India’s establishment is still made up for the most part of ‘forward class’ members (e.g. Brahmins, Anglo-Indians, Pharsis), and while macro-economic factors are pushing many Indians into the middle class, micro-economic factors are not. It is perhaps not that individual progress goes unrewarded in this country, but perhaps it is attempted all too little. It is not until individuals believe in their ability to change their fate, that their fate can be changed, and so the belief in a pre-determined karma serves as a self-fulfilling prophecy and as a major impediment to India’s socioeconomic development.
While I find the proposition of pre-determined fate somewhat unpalatable given my Judeo notion of justice and a western notion of individualism, I have accepted part of it. Each has their lot, their allocated burden in life, for which they alone bear responsibility for. And while not everyone gets handed out the best cards, everyone has the ability to play their hand well, even if it is a losing hand.
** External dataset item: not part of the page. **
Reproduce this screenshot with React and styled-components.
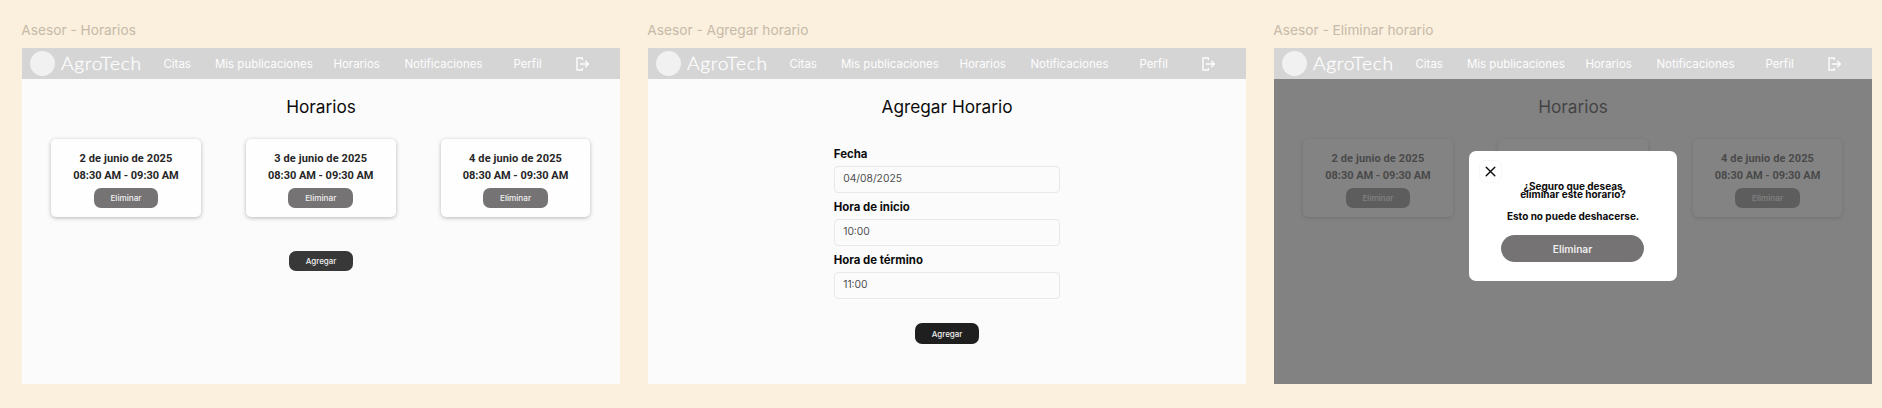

In Herman Hesse’s Siddhartha, Buddha boasts of three survival skills: thinking, fasting and waiting. While I understood the value in the former two (conscious thought and minimal sustenance), I never quite grasped the latter skill until my trip to India.
I’ve spent much of my trip waiting: waiting for buses that run hours late; sitting in a local cab for over 3 hours in Mumbai’s horrid afternoon traffic; for reception on my phone, for the power to come back on, for my order to be served or my bill to arrive, for meetings that never seem to happen or at least never on time. India seems to do its best to defy time, hover above it, and frustrate those who are trapped in time.
I have found India finds her way to teach her lessons. I initially thought this was a personal one: a karmic revenge for all those times I’ve kept others waiting, but then I realized it had little to do with me. In fact, the only way to survive India without it being a frustrating experience involves the realization that we have little control on the environment but full control over our perception of it - Shanti, Shanti is the lesson of the day.